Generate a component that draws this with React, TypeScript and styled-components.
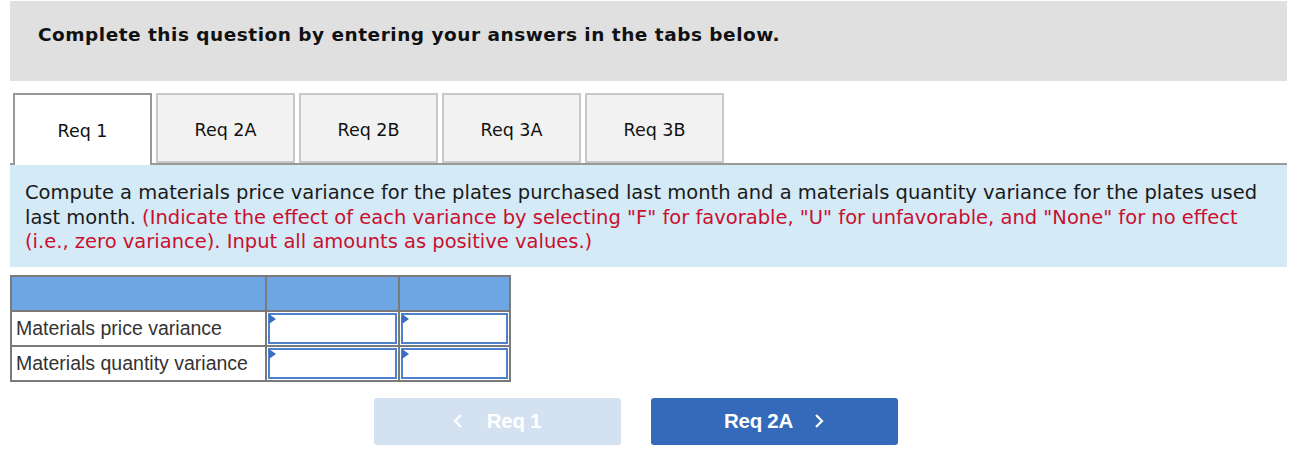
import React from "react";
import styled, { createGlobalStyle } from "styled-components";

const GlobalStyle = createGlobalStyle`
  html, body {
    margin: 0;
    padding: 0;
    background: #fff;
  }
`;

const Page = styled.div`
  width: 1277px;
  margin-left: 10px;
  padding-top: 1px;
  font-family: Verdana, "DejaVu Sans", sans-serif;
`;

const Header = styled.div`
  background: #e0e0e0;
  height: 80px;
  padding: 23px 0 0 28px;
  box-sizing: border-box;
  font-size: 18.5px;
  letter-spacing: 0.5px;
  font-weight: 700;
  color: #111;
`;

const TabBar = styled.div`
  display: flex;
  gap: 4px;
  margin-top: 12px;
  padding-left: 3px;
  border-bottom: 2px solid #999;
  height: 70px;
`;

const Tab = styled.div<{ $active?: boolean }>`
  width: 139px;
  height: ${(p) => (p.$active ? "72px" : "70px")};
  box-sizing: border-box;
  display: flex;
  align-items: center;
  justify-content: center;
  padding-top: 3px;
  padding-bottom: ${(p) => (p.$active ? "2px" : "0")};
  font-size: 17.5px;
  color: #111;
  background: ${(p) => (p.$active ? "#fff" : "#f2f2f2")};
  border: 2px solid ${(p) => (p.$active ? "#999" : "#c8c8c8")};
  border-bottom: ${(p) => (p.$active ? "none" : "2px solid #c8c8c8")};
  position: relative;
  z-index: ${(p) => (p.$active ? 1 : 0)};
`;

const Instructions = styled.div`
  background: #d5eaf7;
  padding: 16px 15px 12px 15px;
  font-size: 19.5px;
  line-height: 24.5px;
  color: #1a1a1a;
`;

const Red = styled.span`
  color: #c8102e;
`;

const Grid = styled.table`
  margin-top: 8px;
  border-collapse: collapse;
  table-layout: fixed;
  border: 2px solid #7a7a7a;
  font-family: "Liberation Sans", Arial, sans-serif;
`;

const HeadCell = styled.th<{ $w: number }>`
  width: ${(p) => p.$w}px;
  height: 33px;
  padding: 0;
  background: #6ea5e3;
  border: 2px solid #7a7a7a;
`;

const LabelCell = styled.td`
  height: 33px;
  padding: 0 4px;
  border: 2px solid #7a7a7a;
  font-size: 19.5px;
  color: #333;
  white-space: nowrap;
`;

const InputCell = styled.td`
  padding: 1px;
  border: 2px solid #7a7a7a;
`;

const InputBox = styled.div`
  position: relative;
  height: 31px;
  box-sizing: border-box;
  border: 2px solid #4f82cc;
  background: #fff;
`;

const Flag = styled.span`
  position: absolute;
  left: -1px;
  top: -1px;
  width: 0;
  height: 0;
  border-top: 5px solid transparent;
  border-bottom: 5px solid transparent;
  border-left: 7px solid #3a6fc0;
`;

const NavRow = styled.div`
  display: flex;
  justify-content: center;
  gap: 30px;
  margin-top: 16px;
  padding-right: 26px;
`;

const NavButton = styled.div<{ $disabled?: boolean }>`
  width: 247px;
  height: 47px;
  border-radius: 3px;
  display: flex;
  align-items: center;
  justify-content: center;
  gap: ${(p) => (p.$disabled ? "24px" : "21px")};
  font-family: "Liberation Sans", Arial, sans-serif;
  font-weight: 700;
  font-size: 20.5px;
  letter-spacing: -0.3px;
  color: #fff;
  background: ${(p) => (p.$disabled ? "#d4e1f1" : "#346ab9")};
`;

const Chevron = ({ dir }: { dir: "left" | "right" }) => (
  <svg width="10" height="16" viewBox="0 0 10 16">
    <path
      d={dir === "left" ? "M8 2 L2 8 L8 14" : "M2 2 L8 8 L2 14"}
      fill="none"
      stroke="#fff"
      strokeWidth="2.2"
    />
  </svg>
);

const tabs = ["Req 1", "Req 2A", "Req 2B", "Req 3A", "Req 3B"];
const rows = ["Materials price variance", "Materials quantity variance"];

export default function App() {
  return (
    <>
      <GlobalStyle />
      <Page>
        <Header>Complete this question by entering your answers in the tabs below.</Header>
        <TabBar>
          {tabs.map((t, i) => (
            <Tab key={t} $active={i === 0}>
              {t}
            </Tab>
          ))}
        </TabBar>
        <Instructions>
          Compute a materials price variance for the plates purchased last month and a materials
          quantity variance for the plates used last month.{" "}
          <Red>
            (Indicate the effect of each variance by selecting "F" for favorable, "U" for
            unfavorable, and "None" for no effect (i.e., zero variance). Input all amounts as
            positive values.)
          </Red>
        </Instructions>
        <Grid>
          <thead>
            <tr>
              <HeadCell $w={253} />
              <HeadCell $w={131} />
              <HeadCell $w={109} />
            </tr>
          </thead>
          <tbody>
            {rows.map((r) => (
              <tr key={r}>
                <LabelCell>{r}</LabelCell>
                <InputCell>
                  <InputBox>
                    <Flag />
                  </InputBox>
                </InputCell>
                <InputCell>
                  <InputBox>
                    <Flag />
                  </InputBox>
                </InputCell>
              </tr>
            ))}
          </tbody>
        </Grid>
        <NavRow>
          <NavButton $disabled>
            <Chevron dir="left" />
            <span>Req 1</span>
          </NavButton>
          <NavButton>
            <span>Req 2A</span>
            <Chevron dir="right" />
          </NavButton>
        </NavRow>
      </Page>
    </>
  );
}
━━━
Copy the listing exactly. Any image in it stays out of the copy.

EXERCISE ANSWER
Generate a component that draws this with React, TypeScript and styled-components.
import React from "react";
import styled, { createGlobalStyle } from "styled-components";

const GlobalStyle = createGlobalStyle`
  html, body {
    margin: 0;
    padding: 0;
    background: #fff;
  }
`;

const Page = styled.div`
  width: 1277px;
  margin-left: 10px;
  padding-top: 1px;
  font-family: Verdana, "DejaVu Sans", sans-serif;
`;

const Header = styled.div`
  background: #e0e0e0;
  height: 80px;
  padding: 23px 0 0 28px;
  box-sizing: border-box;
  font-size: 18.5px;
  letter-spacing: 0.5px;
  font-weight: 700;
  color: #111;
`;

const TabBar = styled.div`
  display: flex;
  gap: 4px;
  margin-top: 12px;
  padding-left: 3px;
  border-bottom: 2px solid #999;
  height: 70px;
`;

const Tab = styled.div<{ $active?: boolean }>`
  width: 139px;
  height: ${(p) => (p.$active ? "72px" : "70px")};
  box-sizing: border-box;
  display: flex;
  align-items: center;
  justify-content: center;
  padding-top: 3px;
  padding-bottom: ${(p) => (p.$active ? "2px" : "0")};
  font-size: 17.5px;
  color: #111;
  background: ${(p) => (p.$active ? "#fff" : "#f2f2f2")};
  border: 2px solid ${(p) => (p.$active ? "#999" : "#c8c8c8")};
  border-bottom: ${(p) => (p.$active ? "none" : "2px solid #c8c8c8")};
  position: relative;
  z-index: ${(p) => (p.$active ? 1 : 0)};
`;

const Instructions = styled.div`
  background: #d5eaf7;
  padding: 16px 15px 12px 15px;
  font-size: 19.5px;
  line-height: 24.5px;
  color: #1a1a1a;
`;

const Red = styled.span`
  color: #c8102e;
`;

const Grid = styled.table`
  margin-top: 8px;
  border-collapse: collapse;
  table-layout: fixed;
  border: 2px solid #7a7a7a;
  font-family: "Liberation Sans", Arial, sans-serif;
`;

const HeadCell = styled.th<{ $w: number }>`
  width: ${(p) => p.$w}px;
  height: 33px;
  padding: 0;
  background: #6ea5e3;
  border: 2px solid #7a7a7a;
`;

const LabelCell = styled.td`
  height: 33px;
  padding: 0 4px;
  border: 2px solid #7a7a7a;
  font-size: 19.5px;
  color: #333;
  white-space: nowrap;
`;

const InputCell = styled.td`
  padding: 1px;
  border: 2px solid #7a7a7a;
`;

const InputBox = styled.div`
  position: relative;
  height: 31px;
  box-sizing: border-box;
  border: 2px solid #4f82cc;
  background: #fff;
`;

const Flag = styled.span`
  position: absolute;
  left: -1px;
  top: -1px;
  width: 0;
  height: 0;
  border-top: 5px solid transparent;
  border-bottom: 5px solid transparent;
  border-left: 7px solid #3a6fc0;
`;

const NavRow = styled.div`
  display: flex;
  justify-content: center;
  gap: 30px;
  margin-top: 16px;
  padding-right: 26px;
`;

const NavButton = styled.div<{ $disabled?: boolean }>`
  width: 247px;
  height: 47px;
  border-radius: 3px;
  display: flex;
  align-items: center;
  justify-content: center;
  gap: ${(p) => (p.$disabled ? "24px" : "21px")};
  font-family: "Liberation Sans", Arial, sans-serif;
  font-weight: 700;
  font-size: 20.5px;
  letter-spacing: -0.3px;
  color: #fff;
  background: ${(p) => (p.$disabled ? "#d4e1f1" : "#346ab9")};
`;

const Chevron = ({ dir }: { dir: "left" | "right" }) => (
  <svg width="10" height="16" viewBox="0 0 10 16">
    <path
      d={dir === "left" ? "M8 2 L2 8 L8 14" : "M2 2 L8 8 L2 14"}
      fill="none"
      stroke="#fff"
      strokeWidth="2.2"
    />
  </svg>
);

const tabs = ["Req 1", "Req 2A", "Req 2B", "Req 3A", "Req 3B"];
const rows = ["Materials price variance", "Materials quantity variance"];

export default function App() {
  return (
    <>
      <GlobalStyle />
      <Page>
        <Header>Complete this question by entering your answers in the tabs below.</Header>
        <TabBar>
          {tabs.map((t, i) => (
            <Tab key={t} $active={i === 0}>
              {t}
            </Tab>
          ))}
        </TabBar>
        <Instructions>
          Compute a materials price variance for the plates purchased last month and a materials
          quantity variance for the plates used last month.{" "}
          <Red>
            (Indicate the effect of each variance by selecting "F" for favorable, "U" for
            unfavorable, and "None" for no effect (i.e., zero variance). Input all amounts as
            positive values.)
          </Red>
        </Instructions>
        <Grid>
          <thead>
            <tr>
              <HeadCell $w={253} />
              <HeadCell $w={131} />
              <HeadCell $w={109} />
            </tr>
          </thead>
          <tbody>
            {rows.map((r) => (
              <tr key={r}>
                <LabelCell>{r}</LabelCell>
                <InputCell>
                  <InputBox>
                    <Flag />
                  </InputBox>
                </InputCell>
                <InputCell>
                  <InputBox>
                    <Flag />
                  </InputBox>
                </InputCell>
              </tr>
            ))}
          </tbody>
        </Grid>
        <NavRow>
          <NavButton $disabled>
            <Chevron dir="left" />
            <span>Req 1</span>
          </NavButton>
          <NavButton>
            <span>Req 2A</span>
            <Chevron dir="right" />
          </NavButton>
        </NavRow>
      </Page>
    </>
  );
}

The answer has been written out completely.